Booger: It's good to see you. I'm glad that you are in a better place right now. Unfortunately, Miracle is right. You are never going to hear it from WH.
I would like to comment on everyone's post, but I have to reread them! My short term memory is getting shorter all the time!
ETA: Nothing much is going on right now. Just been feeling down this past week. I think I'm just coming to terms with a reality that most people have seen, but I haven't.
I go on facebook, and WH is there and starts to chat. I try to keep it to kids, but he's starting with "I love you, I miss you, you are a part of me, I can't live without you, etc"
See, Allgood, I WANTED so much to give a lot of sarcastic zingers!!! Like: I'm a part of you? better get ready for an amputation!
You can't live w/o me? You seem to be doing a good job of it so far, so get used to it!! <sigh>
I still don't understand why he keeps saying these things to me.
You & I have the same anniversary btw & I am triggering like a lunatic & my H does not get it at all. (Tho he spoke with ic about it - I don't know what was said tho).

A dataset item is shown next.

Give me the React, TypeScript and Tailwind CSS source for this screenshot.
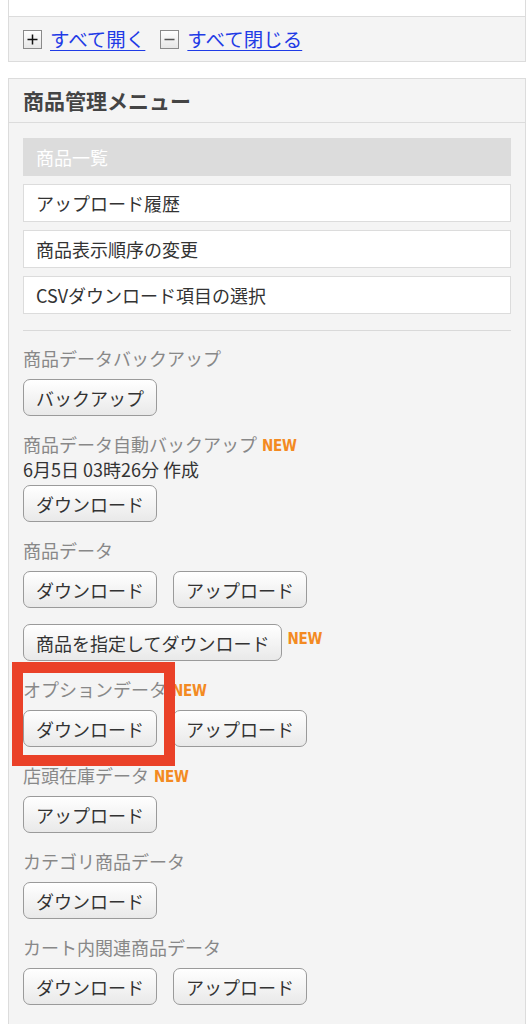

Anyway - I'm sure your H did have good times with you during your M or he would've left you.
Honest: OMG! He is still saying these things to you because he can't stand the fact that you are rejecting him! I know you know that. And, ya - it's hard to resist the zingers especially when they set them up for them so nicely (or maybe its because we see the A in everything).
As far as my anniversary - Miracle - I'm less sad about it now, but I'm certainly not happy. I really don't see any reason to celebrate it & so that's the way I left it with H. Luckily we have too many kid events tomorrow evening to do anything anyway.